■ Given exercise ■
Look through the data and write out every line with the word "this" in it.

── Information supplied ──

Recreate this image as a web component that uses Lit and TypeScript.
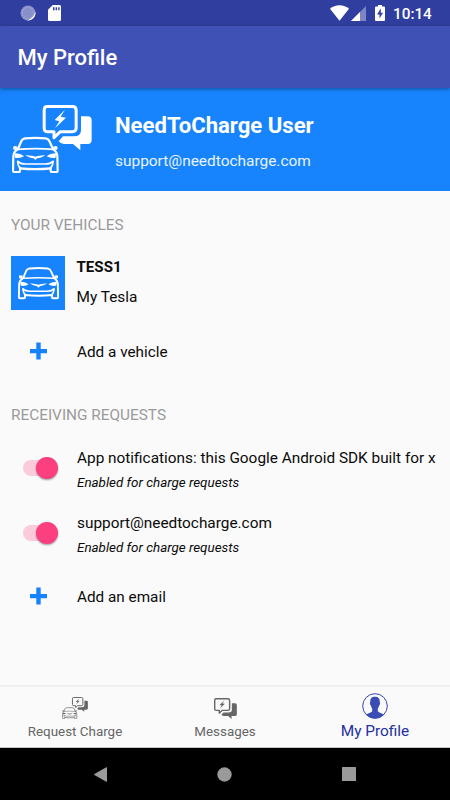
import { LitElement, html, css, svg } from "lit";
import { customElement, property } from "lit/decorators.js";

// Front view of a car, drawn on a 140 x 110 grid.
const carShape = svg`
  <g fill="none" stroke="currentColor" stroke-width="6.500" stroke-linejoin="round" stroke-linecap="round">
    <path d="M18 37 L28 13 Q31 6 39 5 Q70 2 101 5 Q109 6 112 13 L123 37"/>
    <path d="M17 38 Q70 34 124 38" stroke-width="5"/>
    <path d="M17 38 Q5 45 4 58 L3 102 Q3 106 7 106 H20 Q24 106 24 102 V95 Q70 100 116 95 V102 Q116 106 120 106 H133 Q137 106 137 102 L136 58 Q135 45 124 38"/>
    <path d="M17 74 Q25 82 40 82 H100 Q115 82 123 74" stroke-width="5"/>
    <path d="M17 75 Q18 90 26 95 M123 75 Q122 90 114 95" stroke-width="5"/>
  </g>
  <g fill="currentColor">
    <path d="M3 33 Q3 28 9 28 L17 30 L13 39 H5Z M137 33 Q137 28 131 28 L123 30 L127 39 H135Z"/>
    <path d="M8 50 Q26 50 36 59 Q24 66 9 63Z M132 50 Q114 50 104 59 Q116 66 131 63Z"/>
    <path d="M40 55 L64 58 L70 60 L76 58 L100 55 Q86 65 75 65 L70 70 L65 65 Q54 65 40 55Z"/>
  </g>`;

// Two overlapping speech bubbles with a lightning bolt, on a 148 x 136 grid.
const bubblesShape = svg`
  <path d="M13 4.500 H89 Q100.500 4.500 100.500 16 V69 Q100.500 80 89 80 H53 L34 98 V80 H13 Q4.500 80 4.500 69 V16 Q4.500 4.500 13 4.500Z"
    fill="none" stroke="currentColor" stroke-width="9" stroke-linejoin="round"/>
  <path d="M67 14 L36 45 L50 49 L37 70 L70 38 L54 35Z" fill="currentColor"/>
  <path d="M115 34 H135 Q147 34 147 46 V105 Q147 117 135 117 H113 V136 L91 117 H65 Q55 117 48 109 L61 94 H94 Q115 94 115 76Z"
    fill="currentColor"/>`;

@customElement("car-icon")
class CarIcon extends LitElement {
  static styles = css`
    :host { display: block; }
    svg { display: block; width: 100%; height: 100%; overflow: visible; }
  `;
  render() {
    return html`<svg viewBox="0 0 140 110" preserveAspectRatio="none">${carShape}</svg>`;
  }
}

@customElement("bubbles-icon")
class BubblesIcon extends LitElement {
  static styles = css`
    :host { display: block; }
    svg { display: block; width: 100%; height: 100%; overflow: visible; }
  `;
  render() {
    return html`<svg viewBox="0 0 148 136" preserveAspectRatio="none">${bubblesShape}</svg>`;
  }
}

@customElement("charge-logo")
class ChargeLogo extends LitElement {
  static styles = css`
    :host { display: block; }
    svg { display: block; width: 100%; height: 100%; }
  `;
  render() {
    return html`<svg viewBox="0 0 240 205">
      <g transform="translate(0 95)">${carShape}</g>
      <g transform="translate(92 0)">${bubblesShape}</g>
    </svg>`;
  }
}

@customElement("toggle-switch")
class ToggleSwitch extends LitElement {
  static styles = css`
    :host { display: block; width: 35px; height: 22px; }
    .track {
      width: 30px; height: 16px; margin-top: 3px; border-radius: 8px;
      background: #fccbdb; display: flex; align-items: center;
    }
    .thumb {
      flex: none; width: 22px; height: 22px; margin-left: 13px; border-radius: 50%;
      background: #fb3f7f; box-shadow: 0 1px 2px rgba(0, 0, 0, 0.4);
    }
    .wrap { display: flow-root; }
  `;
  render() {
    return html`<div class="wrap"><div class="track"><div class="thumb"></div></div></div>`;
  }
}

@customElement("add-row")
class AddRow extends LitElement {
  @property() label = "";
  static styles = css`
    :host { display: flex; align-items: center; height: 24px; }
    .lead { width: 77px; display: flex; padding: 0 0 2px 30px; box-sizing: border-box; }
    svg { display: block; width: 17px; height: 18px; }
    .label { font-size: 15.3px; line-height: 20px; white-space: nowrap; }
  `;
  render() {
    return html`
      <div class="lead"><svg viewBox="0 0 17 18"><path d="M6.300 .5H10.700V6.900H17V11.200H10.700V17.600H6.300V11.200H0V6.900H6.300Z" fill="#1682fb"/></svg></div>
      <div class="label">${this.label}</div>`;
  }
}

@customElement("request-row")
class RequestRow extends LitElement {
  @property() label = "";
  static styles = css`
    :host { display: flex; align-items: center; height: 45px; }
    .lead { flex: none; width: 77px; padding: 0 0 4px 23px; box-sizing: border-box; }
    .name { font-size: 15.36px; line-height: 20px; white-space: nowrap; }
    .note { font-size: 13.4px; line-height: 17px; font-style: italic; margin-top: 6px; white-space: nowrap; }
  `;
  render() {
    return html`
      <div class="lead"><toggle-switch></toggle-switch></div>
      <div>
        <div class="name">${this.label}</div>
        <div class="note">Enabled for charge requests</div>
      </div>`;
  }
}

@customElement("app-root")
class AppRoot extends LitElement {
  static styles = css`
    :host {
      display: flex; flex-direction: column; width: 450px; height: 800px; overflow: hidden;
      background: #fafafa; color: #0b0b0b; font-family: Roboto, "Noto Sans", sans-serif;
    }
    .status {
      flex: none; height: 26px; background: #303f9f; color: #fff; box-sizing: border-box;
      display: flex; align-items: center; padding: 0 17px 0 20px;
    }
    .status svg { display: block; flex: none; }
    .sd { margin-left: 12px; }
    .wifi { margin-left: auto; }
    .cell { margin-left: 2px; }
    .battery { margin-left: 9px; }
    .clock { font-size: 15.3px; font-weight: 500; line-height: 20px; margin: 2px 0 0 8px; width: 40px; white-space: nowrap; }
    .bar {
      flex: none; height: 62px; box-sizing: border-box; padding: 1px 0 0 17.5px; background: #3f51b5; color: #fff;
      display: flex; align-items: center; font-size: 22px; font-weight: 500;
      box-shadow: 0 1px 4px rgba(0, 0, 0, 0.4); z-index: 1;
    }
    .profile {
      flex: none; height: 103px; box-sizing: border-box; background: #1784fd; color: #fff;
      display: flex; padding: 17px 0 0 12px;
    }
    .profile charge-logo { width: 80px; height: 68.300px; }
    .who { margin-left: 23px; white-space: nowrap; }
    .user { font-size: 22.1px; font-weight: 700; line-height: 28px; margin-top: 6px; }
    .mail { font-size: 15.45px; line-height: 20px; margin-top: 12px; color: #e9f3ff; }
    .content { flex: 1; min-height: 0; }
    .heading { color: #9a9a9a; font-size: 15.36px; line-height: 20px; padding-left: 11px; white-space: nowrap; }
    .first { margin-top: 24px; }
    .vehicle { display: flex; margin: 21px 0 0 11px; height: 54px; }
    .thumb { width: 54px; height: 54px; background: #1784fd; color: #fff; display: flex; align-items: center; justify-content: center; }
    .thumb car-icon { width: 41px; height: 32.500px; margin-top: 1px; }
    .model { margin-left: 11.500px; }
    .plate { font-size: 15.1px; font-weight: 700; line-height: 20px; margin-top: 1px; }
    .nick { font-size: 15.4px; line-height: 20px; margin-top: 10px; }
    .add-vehicle { margin-top: 30px; }
    .second { margin-top: 41px; }
    .push { margin-top: 22px; }
    .by-mail { margin-top: 20px; }
    .add-mail { margin-top: 28px; }
    .tabs {
      flex: none; height: 63px; box-sizing: border-box; border-top: 2px solid #f0f0f0;
      border-bottom: 1px solid #c4c4c4; display: grid; grid-template-columns: repeat(3, 1fr);
    }
    .tab { display: flex; flex-direction: column; align-items: center; color: #666; font-size: 13.4px; white-space: nowrap; }
    .tab .text { line-height: 16px; }
    .request charge-logo { width: 26px; height: 22.200px; margin: 10px 0 5px; }
    .messages bubbles-icon { width: 23px; height: 21px; margin: 11.300px 0 4.900px; }
    .active { color: #2330a0; font-size: 15.4px; }
    .active svg { display: block; margin: 6px 0 4px; }
    .nav {
      flex: none; height: 52px; background: #000; display: grid;
      grid-template-columns: repeat(3, 125px); justify-content: center; align-items: center; justify-items: center;
    }
    .nav svg { display: block; }
    .home { margin-right: 1px; }
    .recent { margin-right: 2px; }
  `;

  render() {
    return html`
      <div class="status">
        <svg width="16" height="16" viewBox="0 0 16 16">
          <circle cx="8" cy="8" r="7.500" fill="#8890ca"/>
          <circle cx="8" cy="8" r="5.700" fill="none" stroke="#a9b0db" stroke-width="1.300" stroke-dasharray="1 1.500"/>
          <path d="M15.300 6.500A7.500 7.500 0 0 1 7 15.400Q13.500 13.800 15.300 6.500Z" fill="#fff"/>
        </svg>
        <svg class="sd" width="13" height="16" viewBox="0 0 13 16">
          <path d="M4.800 0H11.500Q13 0 13 1.500V14.500Q13 16 11.500 16H1.500Q0 16 0 14.500V4.800Z" fill="#fff"/>
          <path d="M5 2.300H6.500V5.300H5ZM7.600 2.300H9V5.300H7.600ZM10.200 2.300H11.600V5.300H10.200Z" fill="#303f9f"/>
        </svg>
        <svg class="wifi" width="19" height="16" viewBox="0 0 19 16"><path d="M0 3.700Q4 .2 9.500 .2T19 3.700L9.500 15.800Z" fill="#fff"/></svg>
        <svg class="cell" width="15" height="15" viewBox="0 0 15 15">
          <path d="M15 0V15H0Z" fill="#7d86c3"/><path d="M9 6V15H0Z" fill="#fff"/>
        </svg>
        <svg class="battery" width="10" height="16" viewBox="0 0 10 16">
          <path d="M3 0H7V1.600H9Q10 1.600 10 2.800V15Q10 16 9 16H1Q0 16 0 15V2.800Q0 1.600 1 1.600H3Z" fill="#fff"/>
          <path d="M5.800 3.600L2 9.500H4.500V13.500L8 7.700H5.800Z" fill="#303f9f"/>
        </svg>
        <div class="clock">10:14</div>
      </div>
      <div class="bar">My Profile</div>
      <div class="profile">
        <charge-logo></charge-logo>
        <div class="who">
          <div class="user">NeedToCharge User</div>
          <div class="mail">support@needtocharge.com</div>
        </div>
      </div>
      <div class="content">
        <div class="heading first">YOUR VEHICLES</div>
        <div class="vehicle">
          <div class="thumb"><car-icon></car-icon></div>
          <div class="model">
            <div class="plate">TESS1</div>
            <div class="nick">My Tesla</div>
          </div>
        </div>
        <add-row class="add-vehicle" label="Add a vehicle"></add-row>
        <div class="heading second">RECEIVING REQUESTS</div>
        <request-row class="push" label="App notifications: this Google Android SDK built for x"></request-row>
        <request-row class="by-mail" label="support@needtocharge.com"></request-row>
        <add-row class="add-mail" label="Add an email"></add-row>
      </div>
      <div class="tabs">
        <div class="tab request"><charge-logo></charge-logo><div class="text">Request Charge</div></div>
        <div class="tab messages"><bubbles-icon></bubbles-icon><div class="text">Messages</div></div>
        <div class="tab active">
          <svg width="26" height="26" viewBox="0 0 26 26">
            <circle cx="13" cy="13" r="12.300" fill="none" stroke="#3547b0" stroke-width="1"/>
            <path d="M13 3.800C16.800 3.800 18 6 17.700 9.300C18.500 9.700 18 12 17.200 12.300C16.900 14 16.200 15 15.800 15.600V18.200C17 19.800 20 20 22 21.500A12.300 12.300 0 0 1 4 21.500C6 20 9 19.800 10.200 18.200V15.600C9.800 15 9.100 14 8.800 12.300C8 12 7.500 9.700 8.300 9.300C8 6 9.200 3.800 13 3.800Z" fill="#3b4db5"/>
          </svg>
          <div class="text">My Profile</div>
        </div>
      </div>
      <div class="nav">
        <svg width="13" height="15" viewBox="0 0 13 15"><path d="M13 .5V14.500Q13 15 12.300 14.700L.4 8Q0 7.500 .4 7L12.300 .3Q13 0 13 .5Z" fill="#9a9a9a"/></svg>
        <svg class="home" width="15" height="15" viewBox="0 0 15 15"><circle cx="7.500" cy="7.500" r="7.200" fill="#9a9a9a"/></svg>
        <svg class="recent" width="14" height="14" viewBox="0 0 14 14"><rect width="14" height="14" rx=".5" fill="#9a9a9a"/></svg>
      </div>`;
  }
}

───

■ Result of the task ■
Recreate this image as a web component that uses Lit and TypeScript.
      <div class="label">${this.label}</div>`;
        <div class="name">${this.label}</div>
        <request-row class="push" label="App notifications: this Google Android SDK built for x"></request-row>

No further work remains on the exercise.